Hans op de Beeck – Location 1 (1998)

This is my favorite artwork from the exhibition. Hans de op Beeck installs a scene we are all familiar with, a deserted crossroad in the dark of night. The location is not explicitly named but just denoted as Location 1 – this could be anywhere. The little traffic lights conventionally goes from “go” to “stop” and back. But being located in a physical place so uninhabited does the action of obeying the lights make any sense? Comparing to how theorist Walter Benjamin describes the punctum of a photograph as the little detail in a picture that connects with us, the punctum is elevated only through the imagination of our being and interaction with op de Beeck’s Location. The traffic lights makes the entire scene meaningful and from a previously vacant space, possible connections are present again once meaning is established.
In an interview op de Beeck explained that when people resonate with either during or after viewing his installations, it’s an affirmation of the visual arts in that “you as a visual artist can highlight things that people normally don’t have attention for and you can ask for attention for parts of reality.”
A Story of the Image is an ambitious exhibition. It is one that asks something of the spectator but presents many possible routes to answer it. It is one that asks of the spectator overdue attention to the reality of living with and within images.

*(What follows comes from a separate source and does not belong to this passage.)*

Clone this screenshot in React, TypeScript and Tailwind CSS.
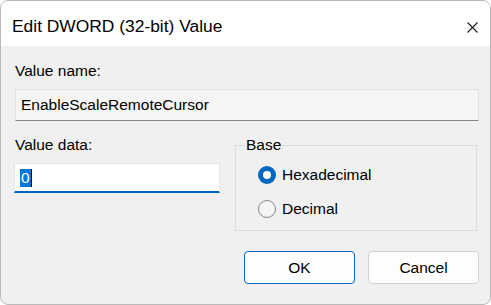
import React from 'react';

const font = { fontFamily: '"Liberation Sans", Arial, sans-serif' };

const Radio = ({ checked, label }: { checked?: boolean; label: string }) => (
  <div className="flex items-center h-[34px]">
    {checked ? (
      <span className="w-[18px] h-[18px] rounded-full bg-[#0067c0] flex items-center justify-center">
        <span className="w-[8px] h-[8px] rounded-full bg-white" />
      </span>
    ) : (
      <span className="w-[18px] h-[18px] rounded-full border border-[#878787] bg-[#f5f5f5]" />
    )}
    <span className="ml-[6px]">{label}</span>
  </div>
);

const App = () => {
  return (
    <div className="w-[491px] h-[305px] bg-white text-[15.5px] leading-[18px] text-black" style={font}>
      <div className="w-full h-full flex flex-col bg-[#f0f0f0] rounded-[8px] border border-[#b9b9b9] overflow-hidden">
        {/* title bar */}
        <div className="h-[45px] bg-white flex items-center justify-between shrink-0">
          <span className="pl-[11px] text-[17.4px] pt-[4px]">Edit DWORD (32-bit) Value</span>
          <div className="w-[36px] h-full flex items-center justify-center pt-[8px]">
            <svg width="11" height="11" viewBox="0 0 11 11">
              <path d="M0.5 0.5 L10.5 10.5 M10.5 0.5 L0.5 10.5" stroke="#1a1a1a" strokeWidth="1.1" />
            </svg>
          </div>
        </div>

        <div className="flex flex-col px-[13px] pt-[16px]">
          <span className="ml-[1px]">Value name:</span>
          <div className="mt-[9px] h-[32px] ml-[1px] w-[464px] bg-[#f5f5f5] border border-[#e2e2e2] border-b-[#868686] flex items-center pl-[5px]">
            EnableScaleRemoteCursor
          </div>

          <div className="flex mt-[15px]">
            <div className="w-[207px] flex flex-col">
              <span className="ml-[1px]">Value data:</span>
              <div className="mt-[9px] h-[30px] bg-white border border-[#e5e5e5] border-b-2 border-b-[#0067c0] flex items-center pl-[5px]">
                <span className="bg-[#0078d7] text-white leading-[18px] px-[1px]">0</span>
                <span className="w-[1px] h-[18px] bg-black" />
              </div>
            </div>

            <fieldset className="ml-[15px] w-[243px] h-[95px] border border-[#dcdcdc] px-[22px]">
              <legend className="ml-[-13px] px-[1px]">Base</legend>
              <div className="flex flex-col mt-[4px]">
                <Radio checked label="Hexadecimal" />
                <Radio label="Decimal" />
              </div>
            </fieldset>
          </div>

          <div className="flex justify-end gap-[13px] mt-[20px] mr-[-2px]">
            <button className="w-[111px] h-[33px] rounded-[4px] bg-[#fdfdfd] border border-[#0067c0]">OK</button>
            <button className="w-[111px] h-[33px] rounded-[4px] bg-[#fdfdfd] border border-[#d0d0d0]">Cancel</button>
          </div>
        </div>
      </div>
    </div>
  );
};

export default App;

Museums are spaces where you have to think, where you are made to make sense for yourself – and A Story of the Image is one such exhibition that, which while has the luxury of the backing of the priceless paintings of Flemish masters and the affecting works of contemporary artists still alive to defend and further develop their work, compounds the need to restore critical thinking of the roles of Images and our attitudes towards them.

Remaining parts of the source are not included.